I feel a little hampered, here. As a matter of principle, I don’t feel shame, at least not with regards to my reading (and viewing) matter, even when my tastes change. I emerged from all of my reading on high culture/low culture studiously neutral and with my ass planted squarely on the fence; I read what I like, and what interests me, and those are grounds enough to read anything. I know I’ve read (and watched) some shit even I couldn’t be bothered to justify, but that’s the kind of thing I tend to forget; everything I still remember is something that, in some manner, still interests me, even if all that interests me is the flaws.

If I move away from the thing I read to things I’ve written, I get closer. I was never very prolific, or very talented, but I used to write fanfiction. I’ve written my Mary Sues, and I’m happy they aren’t still around to haunt me. But I’m not ashamed of having written them (to paraphrase Abby Bartlett on The West Wing, it’s my history. My history is my history). The best fanfiction I ever wrote was probably during college, when I was very, very, very into the mecha anime Gundam Wing; that period happens to overlap with the period when I first began to really read poetry, and to write it. My best fandom shame? I wrote a fair bit of Gundam Wing-themed poetry. In the same era, I also went through a long stretch during which every story I tried to write had to incorporate some Yeats. Every damned story. I leave it up to you to decide whether there’s enough of a natural overlap in subjects there not to be totally embarrassing.

Still, thinking back on that weird little mesh reminds me that it was hanging around the Gundam Wing fandom that spurred me into reading poetry to begin with. One of the more talented writers who frequented my favorite Gundam Wing forum was an academic, and her signature quote was the last line of Edna St. Vincent Millay’s Dirge Without Music: “I know. But I do not approve. And I am not resigned.”

That line haunted me for years (lacking context, I mistook Millay’s disapproval of death for a comment on the disappointing nature of life. I was in college and in the social sciences. These things happen), and when I eventually tracked it down, I fell in love with Millay in a big way. I’ve gradually pushed out to other poets as well, and learned from them, but there has never been anybody quite like Millay for me–no other poet, no other writer, no other marriage of language and meaning that resonates with me quite like hers.
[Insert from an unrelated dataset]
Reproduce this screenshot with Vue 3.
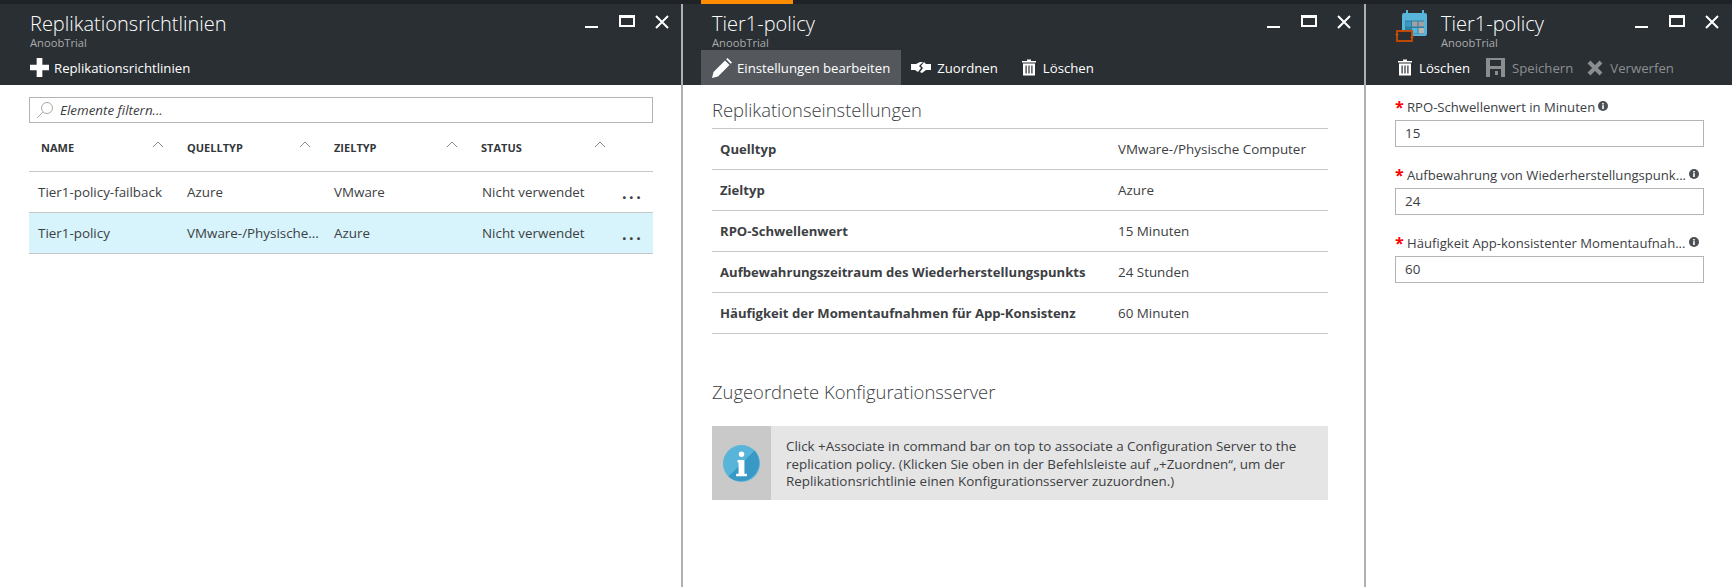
<template>
  <div class="page">
    <section class="blade blade-list">
      <header class="head">
        <div class="title-row">
          <div class="titles">
            <div class="title">Replikationsrichtlinien</div>
            <div class="sub">AnoobTrial</div>
          </div>
          <div class="controls">
            <svg class="ctl" viewBox="0 0 16 16"><rect x="1" y="12" width="13" height="2" fill="#fff" /></svg>
            <svg class="ctl" viewBox="0 0 16 16"><path d="M0 1h16v12H0zM2 4v7h12V4z" fill="#fff" fill-rule="evenodd" /></svg>
            <svg class="ctl" viewBox="0 0 16 16"><path d="M2 2l12 12M14 2L2 14" stroke="#fff" stroke-width="2" /></svg>
          </div>
        </div>
        <div class="cmds">
          <div class="cmd">
            <svg class="ico-plus" viewBox="0 0 20 20"><path d="M7 0h6v7h7v6h-7v7H7v-7H0V7h7z" fill="#fff" /></svg>
            <span>Replikationsrichtlinien</span>
          </div>
        </div>
      </header>
      <div class="list-body">
        <div class="filter">
          <svg class="glass" viewBox="0 0 18 18"><circle cx="11" cy="7" r="5.5" fill="none" stroke="#a9a9a9" /><path d="M7 11l-6 6" stroke="#a9a9a9" /></svg>
          <span>Elemente filtern...</span>
        </div>
        <div class="table-head">
          <div v-for="c in columns" :key="c" class="th">
            <span>{{ c }}</span>
            <svg class="sort" viewBox="0 0 12 7"><path d="M1 6l5-5 5 5" fill="none" stroke="#8a8a8a" /></svg>
          </div>
        </div>
        <div v-for="r in rows" :key="r.name" class="tr" :class="{ selected: r.selected }">
          <div class="td">{{ r.name }}</div>
          <div class="td">{{ r.source }}</div>
          <div class="td">{{ r.target }}</div>
          <div class="td">{{ r.status }}</div>
          <div class="dots">...</div>
        </div>
      </div>
    </section>

    <section class="blade blade-detail">
      <div class="tab-mark"></div>
      <header class="head">
        <div class="title-row">
          <div class="titles">
            <div class="title">Tier1-policy</div>
            <div class="sub">AnoobTrial</div>
          </div>
          <div class="controls">
            <svg class="ctl" viewBox="0 0 16 16"><rect x="1" y="12" width="13" height="2" fill="#fff" /></svg>
            <svg class="ctl" viewBox="0 0 16 16"><path d="M0 1h16v12H0zM2 4v7h12V4z" fill="#fff" fill-rule="evenodd" /></svg>
            <svg class="ctl" viewBox="0 0 16 16"><path d="M2 2l12 12M14 2L2 14" stroke="#fff" stroke-width="2" /></svg>
          </div>
        </div>
        <div class="cmds">
          <div class="cmd cmd-active">
            <svg class="ico-pencil" viewBox="0 0 20 20"><path d="M0 20l1.500-6L13 2.500l4.500 4.500L6 18.500zM14.200 1.300L15.500 0 20 4.500 18.700 5.800z" fill="#fff" /></svg>
            <span>Einstellungen bearbeiten</span>
          </div>
          <div class="cmd cmd-assoc">
            <svg class="ico-assoc" viewBox="0 0 20 11"><path d="M0 2H5L9 0H12L8 4L10 6L7 10L4 8H0zM13 0L15 2H20V8H15L11 11L9 10L12 6L10 4z" fill="#fff" /></svg>
            <span>Zuordnen</span>
          </div>
          <div class="cmd cmd-delete">
            <svg class="ico-trash" viewBox="0 0 14 16"><path d="M5 0h4v1.500h5V3H0V1.500h5zM1 4h12v12H1zM3.500 6v8h1.200V6zM6.400 6v8h1.200V6zM9.300 6v8h1.200V6z" fill="#fff" fill-rule="evenodd" /></svg>
            <span>Löschen</span>
          </div>
        </div>
      </header>
      <div class="detail-body">
        <h2 class="section-title">Replikationseinstellungen</h2>
        <div class="props">
          <div v-for="p in props" :key="p.label" class="prop">
            <div class="prop-label">{{ p.label }}</div>
            <div class="prop-value">{{ p.value }}</div>
          </div>
        </div>
        <h2 class="section-title second">Zugeordnete Konfigurationsserver</h2>
        <div class="notice">
          <div class="notice-icon">
            <svg viewBox="0 0 38 38" width="37" height="37">
              <circle cx="19" cy="19" r="19" fill="#59b4d9" />
              <path d="M32.400 5.600A19 19 0 0 1 5.600 32.400z" fill="#3999c6" />
              <circle cx="19" cy="9.500" r="2.800" fill="#fff" />
              <path d="M15 15.500h7v14h2.500v2.500h-11v-2.500H16V18h-1z" fill="#fff" />
            </svg>
          </div>
          <div class="notice-text">
            Click +Associate in command bar on top to associate a Configuration Server to the replication policy. (Klicken Sie oben in der Befehlsleiste auf „+Zuordnen“, um der Replikationsrichtlinie einen Konfigurationsserver zuzuordnen.)
          </div>
        </div>
      </div>
    </section>

    <section class="blade blade-form">
      <header class="head">
        <div class="title-row form-title-row">
          <svg class="cal" viewBox="0 0 34 33">
            <rect x="7" y="3" width="25" height="23" rx="2" fill="#59b4d9" />
            <rect x="11" y="0" width="2" height="6" fill="#59b4d9" />
            <rect x="27" y="0" width="2" height="6" fill="#59b4d9" />
            <rect x="10" y="10.500" width="19" height="13.500" fill="#2f7fa3" />
            <rect x="10.500" y="11.500" width="5.500" height="5" fill="#3999c6" />
            <rect x="17" y="11.500" width="5.500" height="5" fill="#a0a1a2" />
            <rect x="23.500" y="11.500" width="5.500" height="5" fill="#a0a1a2" />
            <rect x="17" y="18" width="5.500" height="5.500" fill="#59b4d9" />
            <rect x="23.500" y="18" width="5.500" height="5.500" fill="#b8b8b8" />
            <rect x="2" y="21" width="15" height="10" fill="#2a2f33" stroke="#ce4b00" stroke-width="1.800" />
            <path d="M0 24h4l-2 2.500zM15 28h4l-2-2.500z" fill="#ce4b00" />
          </svg>
          <div class="titles">
            <div class="title">Tier1-policy</div>
            <div class="sub">AnoobTrial</div>
          </div>
          <div class="controls">
            <svg class="ctl" viewBox="0 0 16 16"><rect x="1" y="12" width="13" height="2" fill="#fff" /></svg>
            <svg class="ctl" viewBox="0 0 16 16"><path d="M0 1h16v12H0zM2 4v7h12V4z" fill="#fff" fill-rule="evenodd" /></svg>
            <svg class="ctl" viewBox="0 0 16 16"><path d="M2 2l12 12M14 2L2 14" stroke="#fff" stroke-width="2" /></svg>
          </div>
        </div>
        <div class="cmds form-cmds">
          <div class="cmd">
            <svg class="ico-trash" viewBox="0 0 14 16"><path d="M5 0h4v1.500h5V3H0V1.500h5zM1 4h12v12H1zM3.500 6v8h1.200V6zM6.400 6v8h1.200V6zM9.300 6v8h1.200V6z" fill="#fff" fill-rule="evenodd" /></svg>
            <span>Löschen</span>
          </div>
          <div class="cmd disabled">
            <svg class="ico-save" viewBox="0 0 19 19"><path d="M0 0h19v19H0zM4 2v6h11V2zM4 11v8h11v-8zM9 13h3v4H9z" fill="#8a8e91" fill-rule="evenodd" /></svg>
            <span>Speichern</span>
          </div>
          <div class="cmd disabled cmd-discard">
            <svg class="ico-x" viewBox="0 0 16 16"><path d="M2 2l12 12M14 2L2 14" stroke="#8a8e91" stroke-width="4" /></svg>
            <span>Verwerfen</span>
          </div>
        </div>
      </header>
      <div class="form-body">
        <div v-for="f in fields" :key="f.label" class="field">
          <div class="field-label">
            <span class="star">*</span>
            <span class="label-text">{{ f.label }}</span>
            <svg class="hint" viewBox="0 0 10 10"><circle cx="5" cy="5" r="5" fill="#4b5054" /><rect x="4.200" y="4.200" width="1.600" height="3.800" fill="#fff" /><rect x="4.200" y="2" width="1.600" height="1.500" fill="#fff" /></svg>
          </div>
          <div class="input">{{ f.value }}</div>
        </div>
      </div>
    </section>
  </div>
</template>

<script setup>
const columns = ['NAME', 'QUELLTYP', 'ZIELTYP', 'STATUS']

const rows = [
  { name: 'Tier1-policy-failback', source: 'Azure', target: 'VMware', status: 'Nicht verwendet' },
  { name: 'Tier1-policy', source: 'VMware-/Physische...', target: 'Azure', status: 'Nicht verwendet', selected: true }
]

const props = [
  { label: 'Quelltyp', value: 'VMware-/Physische Computer' },
  { label: 'Zieltyp', value: 'Azure' },
  { label: 'RPO-Schwellenwert', value: '15 Minuten' },
  { label: 'Aufbewahrungszeitraum des Wiederherstellungspunkts', value: '24 Stunden' },
  { label: 'Häufigkeit der Momentaufnahmen für App-Konsistenz', value: '60 Minuten' }
]

const fields = [
  { label: 'RPO-Schwellenwert in Minuten', value: '15' },
  { label: 'Aufbewahrung von Wiederherstellungspunk...', value: '24' },
  { label: 'Häufigkeit App-konsistenter Momentaufnah...', value: '60' }
]
</script>

<style>
html,
body {
  margin: 0;
  background: #fff;
}
</style>

<style scoped>
.page {
  display: flex;
  width: 1732px;
  height: 587px;
  overflow: hidden;
  padding-top: 4px;
  box-sizing: border-box;
  background: #1f2327;
  font-family: "Open Sans", "Noto Sans", sans-serif;
  font-size: 13.4px;
  color: #3c4043;
}

.blade {
  position: relative;
  display: flex;
  flex-direction: column;
  box-sizing: border-box;
  background: #fff;
}

.blade-list {
  width: 681px;
}

.blade-detail {
  width: 683px;
  border-left: 2px solid #b0b0b0;
}

.blade-form {
  width: 368px;
  border-left: 2px solid #b0b0b0;
}

/* orange marker for the selected blade */
.tab-mark {
  position: absolute;
  left: 18px;
  top: -4px;
  width: 92px;
  height: 4px;
  background: #ff8c00;
}

.head {
  height: 81px;
  flex: none;
  background: #2a2f33;
  color: #fff;
  box-sizing: border-box;
}

.title-row {
  display: flex;
  justify-content: space-between;
  height: 46px;
  padding: 8px 0 0 30px;
  box-sizing: border-box;
}

.blade-detail .title-row {
  padding-left: 29px;
}

.form-title-row {
  padding: 8px 0 0 29px;
}

.cal {
  flex: none;
  width: 34px;
  height: 33px;
  margin: -2px 12px 0 0;
}

.titles {
  flex: 1;
}

.title {
  font-size: 20px;
  font-weight: 300;
  line-height: 24px;
}

.sub {
  font-size: 11.200px;
  line-height: 14px;
  color: #a9abad;
}

.controls {
  display: flex;
  gap: 19px;
  padding: 2px 12px 0 0;
}

.blade-list .controls {
  padding-right: 11px;
}

.ctl {
  width: 16px;
  height: 16px;
}

.cmds {
  display: flex;
  height: 35px;
  padding-left: 18px;
}

.blade-list .cmds {
  padding-left: 30px;
}

.form-cmds {
  padding-left: 32px;
  gap: 16px;
}

.cmd {
  display: flex;
  align-items: center;
  gap: 5px;
  padding: 0 10px;
  font-size: 13.200px;
}

.blade-list .cmd,
.form-cmds .cmd {
  padding: 0;
}

.form-cmds .cmd {
  gap: 7px;
}

.form-cmds .cmd-discard {
  margin-left: -2px;
}

.cmd-active {
  padding: 0 11px;
  background: #54585d;
}

.cmd-assoc {
  gap: 6px;
}

.cmd-delete {
  margin-left: 4px;
  gap: 7px;
}

.disabled {
  color: #8a8e91;
}

.ico-plus {
  width: 19px;
  height: 19px;
}

.ico-pencil {
  width: 20px;
  height: 20px;
}

.ico-assoc {
  width: 20px;
  height: 11px;
}

.ico-trash {
  width: 14px;
  height: 17px;
}

.ico-save {
  width: 19px;
  height: 19px;
}

.ico-x {
  width: 16px;
  height: 16px;
}

.list-body {
  padding: 12px 28px 0 29px;
}

.filter {
  display: flex;
  align-items: center;
  gap: 6px;
  height: 26px;
  padding-left: 6px;
  border: 1px solid #b4b4b4;
  font-style: italic;
  box-sizing: border-box;
}

.glass {
  width: 18px;
  height: 18px;
}

.table-head,
.tr {
  display: grid;
  grid-template-columns: 149px 147px 147px 146px 1fr;
  align-items: center;
  border-bottom: 1px solid #c8c8c8;
  box-sizing: border-box;
}

.table-head {
  height: 49px;
}

.th {
  display: flex;
  justify-content: space-between;
  align-items: center;
  padding: 0 14px 0 12px;
  font-size: 11px;
  font-weight: 700;
  color: #33373a;
}

.th:nth-child(n + 2) {
  padding-left: 9px;
}

.th:last-child {
  padding-right: 12px;
}

.sort {
  width: 12px;
  height: 7px;
  margin-bottom: 6px;
}

.tr {
  height: 41px;
}

.selected {
  background: #d7f4fc;
}

.td {
  padding-left: 9px;
  white-space: nowrap;
}

.td:nth-child(4) {
  padding-left: 10px;
}

.dots {
  padding: 1px 0 0 4px;
  font-size: 16px;
  font-weight: 700;
  letter-spacing: 2.500px;
  line-height: 18px;
}

.detail-body {
  padding: 11px 36px 0 29px;
}

.section-title {
  margin: 0;
  font-size: 18.400px;
  font-weight: 300;
  line-height: 28px;
  padding-bottom: 4px;
}

.second {
  margin-top: 44px;
  padding-bottom: 0;
}

.props {
  border-top: 1px solid #c8c8c8;
}

.prop {
  display: flex;
  align-items: center;
  height: 41px;
  padding-left: 8px;
  border-bottom: 1px solid #c8c8c8;
  box-sizing: border-box;
}

.prop-label {
  width: 398px;
  font-size: 13.100px;
  font-weight: 700;
}

.notice {
  display: flex;
  height: 74px;
  margin-top: 20px;
  background: #e5e5e5;
}

.notice-icon {
  display: flex;
  align-items: center;
  justify-content: center;
  width: 59px;
  background: #c9c9c9;
}

.notice-text {
  flex: 1;
  padding: 12px 16px 0 15px;
  line-height: 17.500px;
}

.form-body {
  padding: 11px 28px 0 29px;
}

.field {
  margin-bottom: 17px;
}

.field-label {
  display: flex;
  align-items: center;
  height: 22px;
  padding-bottom: 2px;
  font-size: 13.100px;
}

.star {
  width: 12px;
  color: #f00;
  font-size: 16px;
  font-weight: 700;
}

.label-text {
  white-space: nowrap;
}

.hint {
  width: 10px;
  height: 10px;
  margin: 0 0 3px 3px;
}

.input {
  height: 27px;
  line-height: 25px;
  padding-left: 9px;
  border: 1px solid #b4b4b4;
  box-sizing: border-box;
}
</style>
I’ve ruthlessly recited Millay at family, at friends, at crowds; gone to her in tears, or intoxicated, woken up at night to read her. Some of this story is silly. But how can I mock myself? I found an aesthetic soulmate. That’s a confession, but there’s no shame in it.

I leave you with a little bit of dirt, though: also during college, and probably as a direct result of really digging Buffy the Vampire Slayer, I watched an inexcusable number of lousy WB shows, including Popular and Grosse Pointe. Never missed an episode or either. I have no idea why.

0 thoughts on “Fandom Confessions: I’m lousy at feeling shame about fandom

  1. Not that you want to do this, but…could you say more about your senior thesis? I'm kind of curious about how fandom gets handled in academia. Was it an anthropological/sociological kind of take? Or did you go some other way with it?

  2. "My best fandom shame? I wrote a fair bit of Gundam Wing-themed poetry."

    How about some of that then? I'[m kind of curious as to what it would be like.

  3. Noah–more of a sociological take than anything else. I don't think it was handled all that well, honestly. Nobody in my department had any experience with the topic, so I bumbled along with little guidance. It's painful for me to go back and look at it now, the way that old writing so often is–it feels very crude to me.

    There are plenty of academics in fandom, and it's my impression that academic work ON fandom-related topics is more common, and probably more sophisticated than my undergraduate stuff. I haven't really kept on top of it, though.

    Tom–in keeping with my general style as a fiction writer, I think it might best be described as "vague and inconsequential."

    Here is one, with the relevant context being that Gundam Wing is about war and pacifism, and most of the characters are either soldiers or mercenaries:

    War is sold
    To the soldiers
    Who take what they find.
    If you died,
    You imagine
    Your death would be cold.

    Snow is cold
    And almost
    As pale as your heart.
    This is part
    Of the tragic
    Unfoldings of old.

    War is old,
    As is bleeding
    To death in the snow.
    This is so,
    And so you
    Continue to fold.

  4. I think there are a lot of academics in fandom. Nonetheless, I think most of the research is sociological, rather than literary. Nobody's really treating their favorite fan-fic writers the way they'd treat literary writers; that is, as people who have something to say, rather than as social phenomena.

    Perhaps I'm wrong, though. I hope I am.

  5. It's nice to know that I wasn't the only person that spent my time thinking about Gundam Wing. I never wrote a poem, but I did do the model kit. I spent three hours piecing together the model kit for Duo's Deathscythe. But the true shame of fandom for me, or what should have been, is getting the Star Trek symbol tattooed on my left ankle. I don't regret it though, it is a conversation starter.